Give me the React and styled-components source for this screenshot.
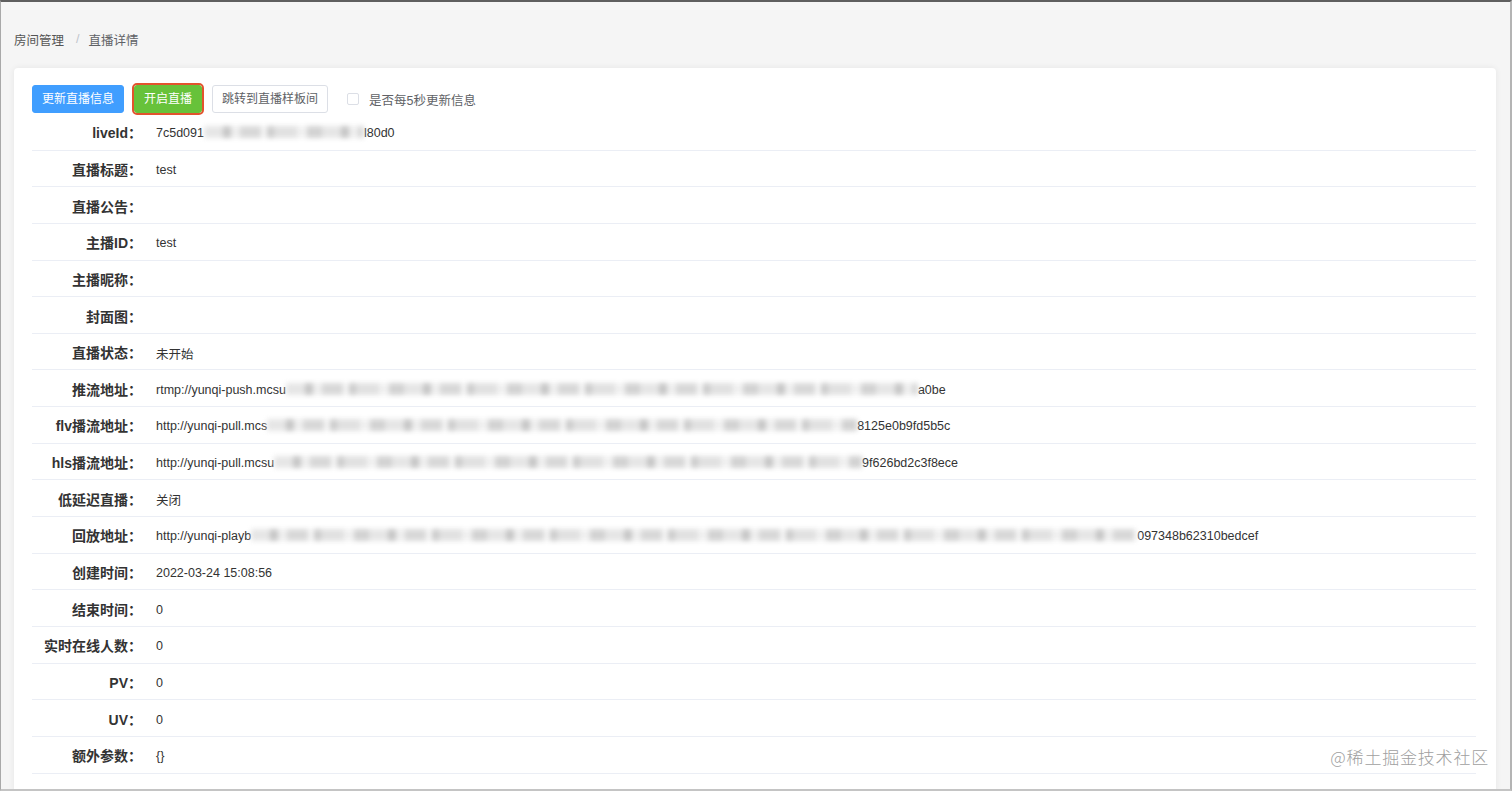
import React from 'react';
import styled, { createGlobalStyle } from 'styled-components';

const GlobalStyle = createGlobalStyle`
  html, body {
    margin: 0;
    padding: 0;
    background: #ffffff;
  }
  body {
    font-family: "Liberation Sans", "Noto Sans CJK SC", Arial, sans-serif;
    color: #333333;
  }
`;

const Frame = styled.div`
  position: relative;
  box-sizing: border-box;
  width: 1512px;
  height: 791px;
  overflow: hidden;
  background: #f5f5f5;
  border-top: 2px solid #5f5f5f;
  border-left: 1px solid #a9a9a9;
  border-right: 2px solid #b4b4b4;
  border-bottom: 2px solid #c4c4c4;
  padding: 27px 14px 0 13px;
`;

const Breadcrumb = styled.div`
  display: flex;
  align-items: center;
  height: 20px;
  font-size: 12.5px;
  color: #555555;
  margin-bottom: 19px;
`;

const Crumb = styled.span`
  color: ${(p) => (p.$current ? '#606266' : '#555555')};
`;

const Sep = styled.span`
  color: #c0c4cc;
  margin: 0 9px 0 12px;
`;

const Card = styled.div`
  background: #ffffff;
  border-radius: 4px;
  box-shadow: 0 0 6px rgba(0, 0, 0, 0.07);
  padding: 17px 20px 20px 18px;
`;

const Toolbar = styled.div`
  display: flex;
  align-items: center;
  height: 28px;
  margin-bottom: 1px;
`;

const palette = {
  primary: { bg: '#409eff', border: '#409eff', color: '#ffffff' },
  success: { bg: '#67c23a', border: '#67c23a', color: '#ffffff' },
  plain: { bg: '#ffffff', border: '#dcdfe6', color: '#606266' },
};

const Button = styled.button`
  box-sizing: border-box;
  height: 28px;
  padding: 0 9px;
  margin-right: 10px;
  border-radius: 3px;
  border: 1px solid ${(p) => palette[p.$kind].border};
  background: ${(p) => palette[p.$kind].bg};
  color: ${(p) => palette[p.$kind].color};
  font-family: "Liberation Sans", "Noto Sans CJK SC", sans-serif;
  font-size: 12px;
  line-height: 26px;
  white-space: nowrap;
  cursor: pointer;
  outline: ${(p) => (p.$marked ? '2px solid #e2532d' : 'none')};
  outline-offset: 0;
`;

const CheckLabel = styled.label`
  display: flex;
  align-items: center;
  margin-left: 9px;
  font-size: 12.5px;
  color: #606266;
  cursor: pointer;
`;

const CheckBox = styled.span`
  box-sizing: border-box;
  width: 12px;
  height: 12px;
  border: 1px solid #dcdfe6;
  border-radius: 2px;
  background: #ffffff;
  margin-right: 10px;
`;

const Row = styled.div`
  box-sizing: border-box;
  display: flex;
  align-items: center;
  height: 36.65px;
  border-bottom: 1px solid #ebeef5;
`;

const Label = styled.div`
  width: 110px;
  flex-shrink: 0;
  text-align: right;
  font-size: 14px;
  font-weight: 700;
  color: #333333;
  white-space: nowrap;
  padding-top: 1px;
`;

const Value = styled.div`
  margin-left: 14px;
  padding-top: 3px;
  font-size: 12.5px;
  color: #333333;
  white-space: nowrap;
  display: flex;
  align-items: center;
`;

/* pixelated mask over the hidden part of an address */
const Blur = styled.span`
  display: inline-block;
  width: ${(p) => p.$w}px;
  height: 12px;
  margin-top: -2px;
  background:
    repeating-linear-gradient(
      90deg,
      #e2e2e2 0 19px,
      #bdbdbd 19px 27px,
      #ececec 27px 36px,
      #d2d2d2 36px 57px,
      #f4f4f4 57px 63px,
      #c4c4c4 63px 70px,
      #dcdcdc 70px 93px,
      #efefef 93px 103px,
      #cbcbcb 103px 118px
    );
  filter: blur(2.6px);
  opacity: 0.85;
`;

const Watermark = styled.div`
  position: absolute;
  right: 21px;
  bottom: 20px;
  font-family: "Noto Sans CJK SC", sans-serif;
  font-size: 17px;
  font-weight: 300;
  color: #a0a0a0;
  text-shadow: 0 0 2px #ffffff, 0 0 1px #ffffff;
  letter-spacing: 0.8px;
`;

const Masked = ({ head, w, tail }) => (
  <>
    <span>{head}</span>
    <Blur $w={w} />
    <span>{tail}</span>
  </>
);

const rows = [
  { label: 'liveId：', value: <Masked head="7c5d091" w={160} tail="l80d0" /> },
  { label: '直播标题：', value: 'test' },
  { label: '直播公告：', value: '' },
  { label: '主播ID：', value: 'test' },
  { label: '主播昵称：', value: '' },
  { label: '封面图：', value: '' },
  { label: '直播状态：', value: '未开始' },
  { label: '推流地址：', value: <Masked head="rtmp://yunqi-push.mcsu" w={632} tail="a0be" /> },
  { label: 'flv播流地址：', value: <Masked head="http://yunqi-pull.mcs" w={590} tail="8125e0b9fd5b5c" /> },
  { label: 'hls播流地址：', value: <Masked head="http://yunqi-pull.mcsu" w={588} tail="9f626bd2c3f8ece" /> },
  { label: '低延迟直播：', value: '关闭' },
  { label: '回放地址：', value: <Masked head="http://yunqi-playb" w={886} tail="097348b62310bedcef" /> },
  { label: '创建时间：', value: '2022-03-24 15:08:56' },
  { label: '结束时间：', value: '0' },
  { label: '实时在线人数：', value: '0' },
  { label: 'PV：', value: '0' },
  { label: 'UV：', value: '0' },
  { label: '额外参数：', value: '{}' },
];

export default function App() {
  return (
    <>
      <GlobalStyle />
      <Frame>
        <Breadcrumb>
          <Crumb>房间管理</Crumb>
          <Sep>/</Sep>
          <Crumb $current>直播详情</Crumb>
        </Breadcrumb>
        <Card>
          <Toolbar>
            <Button $kind="primary">更新直播信息</Button>
            <Button $kind="success" $marked>开启直播</Button>
            <Button $kind="plain">跳转到直播样板间</Button>
            <CheckLabel>
              <CheckBox />
              是否每5秒更新信息
            </CheckLabel>
          </Toolbar>
          {rows.map((r) => (
            <Row key={r.label}>
              <Label>{r.label}</Label>
              <Value>{r.value}</Value>
            </Row>
          ))}
        </Card>
        <Watermark>@稀土掘金技术社区</Watermark>
      </Frame>
    </>
  );
}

-.-.-

*EXERCISE DESCRIPTION*:
Without the pictures, retype the whole of the material above exactly.

*THE COMPLETED TASK*:
Give me the React and styled-components source for this screenshot.
import React from 'react';
import styled, { createGlobalStyle } from 'styled-components';

const GlobalStyle = createGlobalStyle`
  html, body {
    margin: 0;
    padding: 0;
    background: #ffffff;
  }
  body {
    font-family: "Liberation Sans", "Noto Sans CJK SC", Arial, sans-serif;
    color: #333333;
  }
`;

const Frame = styled.div`
  position: relative;
  box-sizing: border-box;
  width: 1512px;
  height: 791px;
  overflow: hidden;
  background: #f5f5f5;
  border-top: 2px solid #5f5f5f;
  border-left: 1px solid #a9a9a9;
  border-right: 2px solid #b4b4b4;
  border-bottom: 2px solid #c4c4c4;
  padding: 27px 14px 0 13px;
`;

const Breadcrumb = styled.div`
  display: flex;
  align-items: center;
  height: 20px;
  font-size: 12.5px;
  color: #555555;
  margin-bottom: 19px;
`;

const Crumb = styled.span`
  color: ${(p) => (p.$current ? '#606266' : '#555555')};
`;

const Sep = styled.span`
  color: #c0c4cc;
  margin: 0 9px 0 12px;
`;

const Card = styled.div`
  background: #ffffff;
  border-radius: 4px;
  box-shadow: 0 0 6px rgba(0, 0, 0, 0.07);
  padding: 17px 20px 20px 18px;
`;

const Toolbar = styled.div`
  display: flex;
  align-items: center;
  height: 28px;
  margin-bottom: 1px;
`;

const palette = {
  primary: { bg: '#409eff', border: '#409eff', color: '#ffffff' },
  success: { bg: '#67c23a', border: '#67c23a', color: '#ffffff' },
  plain: { bg: '#ffffff', border: '#dcdfe6', color: '#606266' },
};

const Button = styled.button`
  box-sizing: border-box;
  height: 28px;
  padding: 0 9px;
  margin-right: 10px;
  border-radius: 3px;
  border: 1px solid ${(p) => palette[p.$kind].border};
  background: ${(p) => palette[p.$kind].bg};
  color: ${(p) => palette[p.$kind].color};
  font-family: "Liberation Sans", "Noto Sans CJK SC", sans-serif;
  font-size: 12px;
  line-height: 26px;
  white-space: nowrap;
  cursor: pointer;
  outline: ${(p) => (p.$marked ? '2px solid #e2532d' : 'none')};
  outline-offset: 0;
`;

const CheckLabel = styled.label`
  display: flex;
  align-items: center;
  margin-left: 9px;
  font-size: 12.5px;
  color: #606266;
  cursor: pointer;
`;

const CheckBox = styled.span`
  box-sizing: border-box;
  width: 12px;
  height: 12px;
  border: 1px solid #dcdfe6;
  border-radius: 2px;
  background: #ffffff;
  margin-right: 10px;
`;

const Row = styled.div`
  box-sizing: border-box;
  display: flex;
  align-items: center;
  height: 36.65px;
  border-bottom: 1px solid #ebeef5;
`;

const Label = styled.div`
  width: 110px;
  flex-shrink: 0;
  text-align: right;
  font-size: 14px;
  font-weight: 700;
  color: #333333;
  white-space: nowrap;
  padding-top: 1px;
`;

const Value = styled.div`
  margin-left: 14px;
  padding-top: 3px;
  font-size: 12.5px;
  color: #333333;
  white-space: nowrap;
  display: flex;
  align-items: center;
`;

/* pixelated mask over the hidden part of an address */
const Blur = styled.span`
  display: inline-block;
  width: ${(p) => p.$w}px;
  height: 12px;
  margin-top: -2px;
  background:
    repeating-linear-gradient(
      90deg,
      #e2e2e2 0 19px,
      #bdbdbd 19px 27px,
      #ececec 27px 36px,
      #d2d2d2 36px 57px,
      #f4f4f4 57px 63px,
      #c4c4c4 63px 70px,
      #dcdcdc 70px 93px,
      #efefef 93px 103px,
      #cbcbcb 103px 118px
    );
  filter: blur(2.6px);
  opacity: 0.85;
`;

const Watermark = styled.div`
  position: absolute;
  right: 21px;
  bottom: 20px;
  font-family: "Noto Sans CJK SC", sans-serif;
  font-size: 17px;
  font-weight: 300;
  color: #a0a0a0;
  text-shadow: 0 0 2px #ffffff, 0 0 1px #ffffff;
  letter-spacing: 0.8px;
`;

const Masked = ({ head, w, tail }) => (
  <>
    <span>{head}</span>
    <Blur $w={w} />
    <span>{tail}</span>
  </>
);

const rows = [
  { label: 'liveId：', value: <Masked head="7c5d091" w={160} tail="l80d0" /> },
  { label: '直播标题：', value: 'test' },
  { label: '直播公告：', value: '' },
  { label: '主播ID：', value: 'test' },
  { label: '主播昵称：', value: '' },
  { label: '封面图：', value: '' },
  { label: '直播状态：', value: '未开始' },
  { label: '推流地址：', value: <Masked head="rtmp://yunqi-push.mcsu" w={632} tail="a0be" /> },
  { label: 'flv播流地址：', value: <Masked head="http://yunqi-pull.mcs" w={590} tail="8125e0b9fd5b5c" /> },
  { label: 'hls播流地址：', value: <Masked head="http://yunqi-pull.mcsu" w={588} tail="9f626bd2c3f8ece" /> },
  { label: '低延迟直播：', value: '关闭' },
  { label: '回放地址：', value: <Masked head="http://yunqi-playb" w={886} tail="097348b62310bedcef" /> },
  { label: '创建时间：', value: '2022-03-24 15:08:56' },
  { label: '结束时间：', value: '0' },
  { label: '实时在线人数：', value: '0' },
  { label: 'PV：', value: '0' },
  { label: 'UV：', value: '0' },
  { label: '额外参数：', value: '{}' },
];

export default function App() {
  return (
    <>
      <GlobalStyle />
      <Frame>
        <Breadcrumb>
          <Crumb>房间管理</Crumb>
          <Sep>/</Sep>
          <Crumb $current>直播详情</Crumb>
        </Breadcrumb>
        <Card>
          <Toolbar>
            <Button $kind="primary">更新直播信息</Button>
            <Button $kind="success" $marked>开启直播</Button>
            <Button $kind="plain">跳转到直播样板间</Button>
            <CheckLabel>
              <CheckBox />
              是否每5秒更新信息
            </CheckLabel>
          </Toolbar>
          {rows.map((r) => (
            <Row key={r.label}>
              <Label>{r.label}</Label>
              <Value>{r.value}</Value>
            </Row>
          ))}
        </Card>
        <Watermark>@稀土掘金技术社区</Watermark>
      </Frame>
    </>
  );
}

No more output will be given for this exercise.